Okay enough with the long-drawn out metaphor. The reality is that the U.S. economy is in some very big trouble and investors could end up holding an empty bag. In an interview earlier this month, Secretary Treasurer, Timothy Geithner said that the U.S. could reach its debt limit of $14.3 trillion and would be forced to default on its debt obligations. The chances that this will happen are slim to none but even the fact that we are discussing it is bad.

There is a lot of political chatter about how this is probably just an artificial deadline and that it doesn’t mean anything; however investors need to take this seriously because the markets are. According to a recent article by Bloomberg, all this default talk is causing a sharp rise in Credit Default Swaps (CDS). Without sounding too complicated, CDSs are sort of like insurance policies for bond investors. If you think a company or even country is going to default on its loan then you invest in a Credit Default Swap.  The process actually becomes a self-fulfilling prophecy.  The higher the price for a CDS the harder it is to find new investors and the harder it becomes to meet your debt obligations.

CDS can be complicated so for investors who want to keep their investment portfolio simple I have three words for you: diversify, diversify, diversify.

When the world is crumbling at your feet, where are the safe havens? Pimco’s Bill Gross (yep the bond king himself), has said he likes Canadian and German bond markets as well as emerging markets. We also like Canadian and German markets as positive investment opportunities but we think there is an even greater opportunity in emerging markets.

Specifically we will use this column to talk about Brazil. It is becoming a strong country among the emerging markets and there are a lot of ways to capture this market. Brazil is a member of the BRIC nations (the other members are Russia, India and China).

The reason why I wanted to focus on Brazil this week is because I think it is overshadowed by the super giant China. Brazil may not have the growth potential of China, but its prospects are still very impressive. According to the International Monetary Fund’s (IMF) World Economic Outlook, the Brazilian economy is expected to grow by 4.5% this year and 4.1% in 2012.

Compare that to Canada’s expected growth of 2.3% this year and 2.7% next year.

The easiest way to jump into the Brazilian market is investing in the iShares ETF, EWZ. However, this is not for the faint of heart. We had also discussed buying Brazil bonds through ETF’s.

As we can see from the chart the ETF is extremely volatile; however, if volume starts to improve we could get a signal that the price is back on the upswing. There appears to be some resistance at $75 and initial support at $72.

Looking at the three-year chart, we can see that the volatility is actually part of a strong rectangle pattern with support at $70 and resistance at $80. It looks like investors are just waiting for the global economy to pick up before jumping on emerging markets like Brazil again.

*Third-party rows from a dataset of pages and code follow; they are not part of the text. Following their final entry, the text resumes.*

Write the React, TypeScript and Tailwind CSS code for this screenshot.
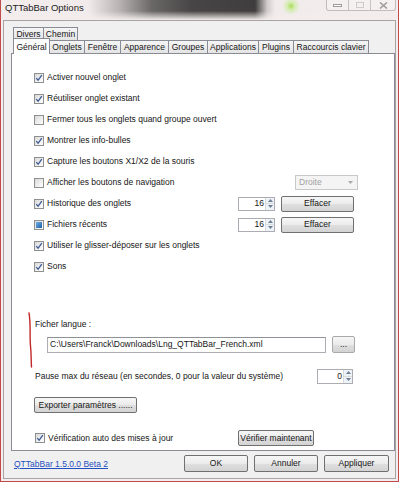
import React from "react";

type CheckState = "on" | "off" | "mixed";

function Check({ state = "on" }: { state?: CheckState }) {
  return (
    <span className="flex h-[10px] w-[10px] shrink-0 items-center justify-center border border-[#8e8f8f] bg-[linear-gradient(135deg,#d9d9d9,#ffffff)]">
      {state === "on" && (
        <svg width="8" height="8" viewBox="0 0 8 8">
          <path d="M1.3 4.1 L3.1 6.3 L6.8 1.1" fill="none" stroke="#3b5895" strokeWidth="1.3" />
        </svg>
      )}
      {state === "mixed" && (
        <span className="h-[6px] w-[6px] bg-[linear-gradient(135deg,#6fb2e6,#1c5ea6)]" />
      )}
    </span>
  );
}

function Btn({ children, className = "" }: { children: React.ReactNode; className?: string }) {
  return (
    <div
      className={
        "flex shrink-0 items-center justify-center rounded-[2px] border border-[#707070] bg-[linear-gradient(#f6f6f6_0%,#ebebeb_50%,#dfdfdf_51%,#d3d3d3_100%)] text-[#151515] " +
        className
      }
    >
      {children}
    </div>
  );
}

function Spin({ value, className = "" }: { value: string; className?: string }) {
  return (
    <div className={"flex shrink-0 border border-[#abadb3] bg-white " + className}>
      <span className="flex flex-1 items-center justify-end pr-[1px]">{value}</span>
      <span className="flex w-[9px] flex-col border-l border-[#d9d9d9]">
        <span className="flex flex-1 items-center justify-center border-b border-[#dcdcdc] bg-[#eef3f8]">
          <svg width="5" height="3" viewBox="0 0 5 3">
            <path d="M0 3 L2.5 0 L5 3 Z" fill="#6d7f95" />
          </svg>
        </span>
        <span className="flex flex-1 items-center justify-center bg-[#eef3f8]">
          <svg width="5" height="3" viewBox="0 0 5 3">
            <path d="M0 0 L2.5 3 L5 0 Z" fill="#6d7f95" />
          </svg>
        </span>
      </span>
    </div>
  );
}

const rows: { label: string; state: CheckState; extra?: "drop" | "clear" }[] = [
  { label: "Activer nouvel onglet", state: "on" },
  { label: "Réutiliser onglet existant", state: "on" },
  { label: "Fermer tous les onglets quand groupe ouvert", state: "off" },
  { label: "Montrer les info-bulles", state: "on" },
  { label: "Capture les boutons X1/X2 de la souris", state: "on" },
  { label: "Afficher les boutons de navigation", state: "off", extra: "drop" },
  { label: "Historique des onglets", state: "on", extra: "clear" },
  { label: "Fichiers récents", state: "mixed", extra: "clear" },
  { label: "Utiliser le glisser-déposer sur les onglets", state: "on" },
  { label: "Sons", state: "on" },
];

const backTabs = [
  { name: "Divers", w: "w-[31px]" },
  { name: "Chemin", w: "w-[35px]" },
];

const frontTabs = [
  { name: "Onglets", w: "w-[36px]" },
  { name: "Fenêtre", w: "w-[37px]" },
  { name: "Apparence", w: "w-[49px]" },
  { name: "Groupes", w: "w-[40px]" },
  { name: "Applications", w: "w-[52px]" },
  { name: "Plugins", w: "w-[36px]" },
  { name: "Raccourcis clavier", w: "w-[76px]" },
];

export default function App() {
  return (
    <div className="h-[485px] w-[400px] overflow-hidden bg-white font-['Liberation_Sans',Arial,sans-serif] text-[8.5px] text-[#161616]">
      <div className="flex h-[482px] w-[399px] flex-col border-b border-l border-r border-[#c24a4a] bg-[#f3eded]">
        {/* title bar */}
        <div className="flex h-[20px] shrink-0 items-start bg-[radial-gradient(circle_at_290px_6px,#a9dc5a_0px,#d6ecb4_4px,transparent_9px),linear-gradient(180deg,transparent_55%,#f3eded_100%),linear-gradient(90deg,#f3eded_0%,#f1ebeb_22%,#b7b1b1_30%,#6a6767_38%,#474545_48%,#3f3d3d_64%,#cfc9c9_67%,#f1ebeb_69%,#f3eded_100%)]">
          <span className="pl-[4px] pt-[2px] text-[9.5px] leading-[12px] text-[#1c1c1c]">QTTabBar Options</span>
          <div className="ml-auto mr-[2px] flex h-[11px] items-stretch overflow-hidden rounded-b-[3px] border border-t-0 border-[#c4bcbc] bg-[#f6f2f2]/70">
            <span className="flex w-[22px] items-center justify-center border-r border-[#c9c2c2]">
              <span className="h-[3px] w-[9px] border border-[#9d9999] bg-white" />
            </span>
            <span className="flex w-[22px] items-center justify-center border-r border-[#c9c2c2]">
              <span className="h-[6px] w-[8px] border border-[#cfcaca]" />
            </span>
            <span className="flex w-[24px] items-center justify-center">
              <svg width="9" height="7" viewBox="0 0 9 7">
                <path d="M1 0.5 L8 6.5 M8 0.5 L1 6.5" stroke="#a39e9e" strokeWidth="1.6" />
              </svg>
            </span>
          </div>
        </div>

        {/* client area */}
        <div className="mx-[2px] flex h-[459px] shrink-0 flex-col border border-[#aaa3a3] bg-[#f0f0f0]">
          {/* tabs */}
          <div className="ml-[9px] mt-[6px] flex h-[13px]">
            {backTabs.map((t, i) => (
              <div
                key={t.name}
                className={
                  "flex h-[13px] items-center justify-center border border-b-0 border-[#898c95] bg-[linear-gradient(#f5f5f5,#e4e4e4)] " +
                  t.w +
                  (i > 0 ? " -ml-px" : "")
                }
              >
                {t.name}
              </div>
            ))}
          </div>
          <div className="ml-[9px] flex h-[13px] items-end">
            <div className="relative z-10 -mb-px -mt-[3px] flex h-[16px] w-[37px] items-start justify-center border border-b-0 border-[#898c95] bg-white pt-[2px]">
              Général
            </div>
            {frontTabs.map((t) => (
              <div
                key={t.name}
                className={
                  "-ml-px flex h-[13px] items-center justify-center border border-b-0 border-[#898c95] bg-[linear-gradient(#f5f5f5,#e4e4e4)] " +
                  t.w
                }
              >
                {t.name}
              </div>
            ))}
          </div>

          {/* panel */}
          <div className="relative ml-[7px] flex h-[398px] w-[384px] flex-col border border-[#898c95] bg-white">
            <div className="flex flex-col pt-[13px]">
              {rows.map((r) => (
                <div key={r.label} className="flex h-[21px] items-center pl-[22px]">
                  <Check state={r.state} />
                  <span className="ml-[3px]">{r.label}</span>
                  {r.extra === "drop" && (
                    <div className="ml-auto mr-[36px] flex h-[15px] w-[63px] items-center border border-[#c9c9c9] bg-[#f4f4f4] pl-[3px] text-[#a2a2a2]">
                      Droite
                      <svg className="ml-auto mr-[4px]" width="5" height="3" viewBox="0 0 5 3">
                        <path d="M0 0 L2.5 3 L5 0 Z" fill="#a8a8a8" />
                      </svg>
                    </div>
                  )}
                  {r.extra === "clear" && (
                    <div className="ml-auto mr-[40px] flex items-center">
                      <Spin value="16" className="h-[14px] w-[37px]" />
                      <Btn className="ml-[6px] h-[16px] w-[73px]">Effacer</Btn>
                    </div>
                  )}
                </div>
              ))}
            </div>

            <div className="mt-[40px] flex h-[14px] items-center pl-[23px]">Ficher langue :</div>
            <div className="mt-[5px] flex h-[17px] items-center pl-[35px]">
              <div className="flex h-[16px] w-[279px] items-center border border-[#abadb3] border-t-[#8e9198] bg-white pl-[2px]">
                {"C:\\Users\\Franck\\Downloads\\Lng_QTTabBar_French.xml"}
              </div>
              <Btn className="ml-[6px] h-[17px] w-[23px] border-[#a9a9a9] text-[#8a8a8a]">...</Btn>
            </div>

            <div className="mt-[15px] flex h-[16px] items-center pl-[23px]">
              <span>Pause max du réseau (en secondes, 0 pour la valeur du système)</span>
              <Spin value="0" className="ml-auto mr-[41px] h-[15px] w-[36px]" />
            </div>

            <div className="mt-[13px] flex pl-[22px]">
              <Btn className="h-[16px] w-[103px]">Exporter paramètres ......</Btn>
            </div>

            <div className="mt-[17px] flex h-[16px] items-center pl-[23px]">
              <Check state="on" />
              <span className="ml-[3px]">Vérification auto des mises à jour</span>
              <Btn className="ml-auto mr-[80px] h-[16px] w-[76px]">Vérifier maintenant</Btn>
            </div>

            {/* hand-drawn annotation */}
            <svg className="absolute left-[14px] top-[258px]" width="8" height="56" viewBox="0 0 8 56">
              <path d="M3 1 C 5 12, 3.5 24, 4.5 34 S 5 48, 5.5 55" fill="none" stroke="#c2282a" strokeWidth="1.4" strokeLinecap="round" />
            </svg>
          </div>

          {/* bottom bar */}
          <div className="flex h-[27px] items-start pl-[10px] pr-[6px] pt-[4px]">
            <span className="mt-[3px] text-[#1f4fc0] underline">QTTabBar 1.5.0.0 Beta 2</span>
            <Btn className="ml-auto h-[17px] w-[64px]">OK</Btn>
            <Btn className="ml-[6px] h-[17px] w-[64px]">Annuler</Btn>
            <Btn className="ml-[6px] h-[17px] w-[65px]">Appliquer</Btn>
          </div>
        </div>
      </div>
    </div>
  );
}
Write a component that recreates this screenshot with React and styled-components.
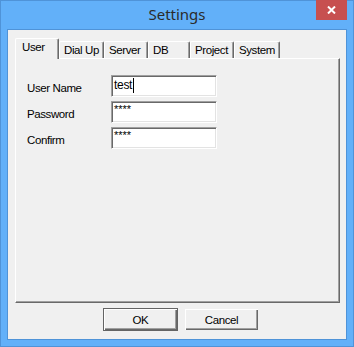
import React from 'react';
import styled, { createGlobalStyle } from 'styled-components';

const GlobalStyle = createGlobalStyle`
  html, body {
    margin: 0;
    padding: 0;
    background: #ffffff;
  }
`;

const tabs = [
    { label: 'User', width: 44 },
    { label: 'Dial Up', width: 45 },
    { label: 'Server', width: 44 },
    { label: 'DB', width: 42 },
    { label: 'Project', width: 44 },
    { label: 'System', width: 46 }
];

const fields = [
    { label: 'User Name', value: 'test', caret: true },
    { label: 'Password', value: '****', secret: true },
    { label: 'Confirm', value: '****', secret: true }
];

const CloseIcon = () => (
    <svg width="9" height="8" viewBox="0 0 9 8">
        <path d="M1 0.5 L8 7.5 M8 0.5 L1 7.5" stroke="#ffffff" strokeWidth="2" />
    </svg>
);

const App = () => (
    <React.Fragment>
        <GlobalStyle />
        <Window>
            <TitleBar>
                <span />
                <Title>Settings</Title>
                <CloseButton><CloseIcon /></CloseButton>
            </TitleBar>
            <Client>
                <TabStrip>
                    {tabs.map((tab, index) => (
                        <Tab key={tab.label} $active={index === 0} $width={tab.width}>{tab.label}</Tab>
                    ))}
                </TabStrip>
                <Panel>
                    <Form>
                        {fields.map(field => (
                            <FieldRow key={field.label}>
                                <FieldLabel>{field.label}</FieldLabel>
                                <EditBox $secret={field.secret}>
                                    {field.value}
                                    {field.caret && <Caret />}
                                </EditBox>
                            </FieldRow>
                        ))}
                    </Form>
                </Panel>
                <ButtonRow>
                    <PushButton $default>OK</PushButton>
                    <PushButton>Cancel</PushButton>
                </ButtonRow>
            </Client>
        </Window>
    </React.Fragment>
);

const Window = styled.div`
  width: 354px;
  height: 347px;
  box-sizing: border-box;
  border: 1px solid #4f93d8;
  background: #62b0f9;
  display: flex;
  flex-direction: column;
  font-family: "Liberation Sans", Arial, sans-serif;
  font-size: 11.5px;
  letter-spacing: -0.4px;
  color: #000000;
`;

const TitleBar = styled.div`
  height: 28px;
  display: grid;
  grid-template-columns: 1fr auto 1fr;
  align-items: start;
`;

const Title = styled.div`
  font-family: "Noto Sans", "Open Sans", sans-serif;
  font-size: 15px;
  letter-spacing: 0;
  color: #2b2b2b;
  line-height: 28px;
  margin-top: -1px;
`;

const CloseButton = styled.div`
  justify-self: end;
  width: 31px;
  height: 20px;
  margin-top: -1px;
  margin-right: 6px;
  background: #c75050;
  display: flex;
  align-items: center;
  justify-content: center;
`;

const Client = styled.div`
  flex: 1;
  margin: 0 6px 6px;
  border: 1px solid #4f93d8;
  background: #f0f0f0;
  padding: 8px 6px 0 7px;
  display: flex;
  flex-direction: column;
`;

const TabStrip = styled.div`
  display: flex;
  align-items: flex-end;
  height: 20px;
`;

const Tab = styled.div`
  box-sizing: border-box;
  width: ${props => props.$width}px;
  height: ${props => props.$active ? 21 : 17}px;
  padding: ${props => props.$active ? '2px 0 0 6px' : '2px 0 0 4px'};
  margin-bottom: ${props => props.$active ? '-1px' : '0'};
  position: relative;
  z-index: ${props => props.$active ? 1 : 0};
  background: #f0f0f0;
  border-top: 1px solid #ffffff;
  border-left: 1px solid #ffffff;
  border-right: 1px solid #696969;
  box-shadow: inset -1px 0 #a0a0a0;
  border-top-left-radius: 2px;
  border-top-right-radius: 2px;
  white-space: nowrap;
`;

const Panel = styled.div`
  box-sizing: border-box;
  width: 325px;
  height: 245px;
  border-top: 1px solid #ffffff;
  border-left: 1px solid #ffffff;
  border-right: 1px solid #696969;
  border-bottom: 1px solid #696969;
  box-shadow: inset -1px -1px #a0a0a0;
  padding: 16px 0 0 11px;
`;

const Form = styled.div`
  display: flex;
  flex-direction: column;
  gap: 4px;
`;

const FieldRow = styled.div`
  display: flex;
  align-items: center;
`;

const FieldLabel = styled.div`
  width: 84px;
  padding-top: 3px;
`;

const EditBox = styled.div`
  box-sizing: border-box;
  width: 106px;
  height: 22px;
  background: #ffffff;
  border-top: 1px solid #a0a0a0;
  border-left: 1px solid #a0a0a0;
  border-right: 1px solid #ffffff;
  border-bottom: 1px solid #ffffff;
  box-shadow: inset 1px 1px #696969, inset -1px -1px #e3e3e3;
  padding: ${props => props.$secret ? '2px 0 0 2px' : '2px 0 0 2px'};
  font-size: ${props => props.$secret ? '11px' : '12px'};
  line-height: ${props => props.$secret ? '11px' : '15px'};
  letter-spacing: ${props => props.$secret ? '0' : '-0.3px'};
  display: flex;
  align-items: flex-start;
`;

const Caret = styled.span`
  width: 1px;
  height: 15px;
  margin-left: 1px;
  background: #000000;
`;

const ButtonRow = styled.div`
  display: flex;
  gap: 6px;
  margin-top: 5px;
  padding-left: 88px;
`;

const PushButton = styled.div`
  box-sizing: border-box;
  width: 75px;
  height: 23px;
  display: flex;
  align-items: center;
  justify-content: center;
  background: #f0f0f0;
  border: 1px solid ${props => props.$default ? '#646464' : '#f0f0f0'};
  box-shadow: inset 1px 1px #ffffff, inset -1px -1px #696969, inset -2px -2px #a0a0a0;
`;

export default App;
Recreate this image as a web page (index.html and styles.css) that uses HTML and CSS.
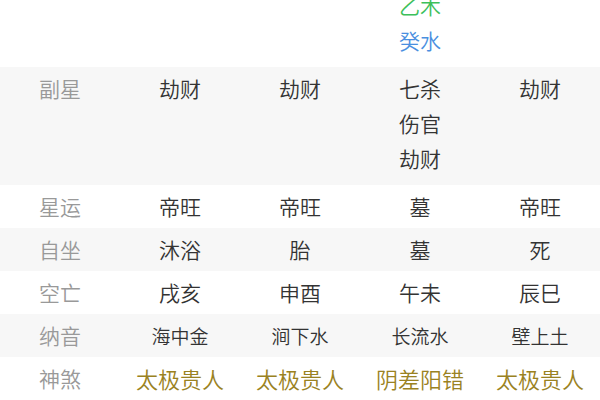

iShares ETF, ILF, is showing a similar pattern as EWZ. Again the price appears to be on the upswing but we need volume to pickup to confirm the rally.

Another popular fund that encompasses Brazil is the iShares BRIC ETF BKF. The last major fund is iShares, emerging market ETF EEM.

There are also some popular Brazilian companies traded on the NYSE. The first is Banco Bradesco, NYSE: BBD. Again I like the chart. Volume is starting to pick up and the price is responding positively. A close above $19.75 would be positive signal.

The last stock I like, which is also traded on the NYSE is also the biggest company in Brazil. Petroleo Brasileiro, NYSE: PBR, has a market cap of more than $300 billion. I am not quite ready to jump on PBR just yet. Volume is relatively low and I think we are just starting to see the bottoming process.

As we have pointed out several times before, the U.S. is starting to lose its luster. The U.S. dollar is the reserve currency of the world, but we are already starting to see that other countries are starting to diversify.

U.S. consumers used to be the main driving force of the global economy but with a high unemployment rate, they are scared and are holding on to their money and reviewing their purchases more closely.

According to the IMF, emerging markets will be a major driving force of the global economy. Countries like Brazil, China and India will be major market players in the next few years and now is the time to start looking for positive investment opportunities.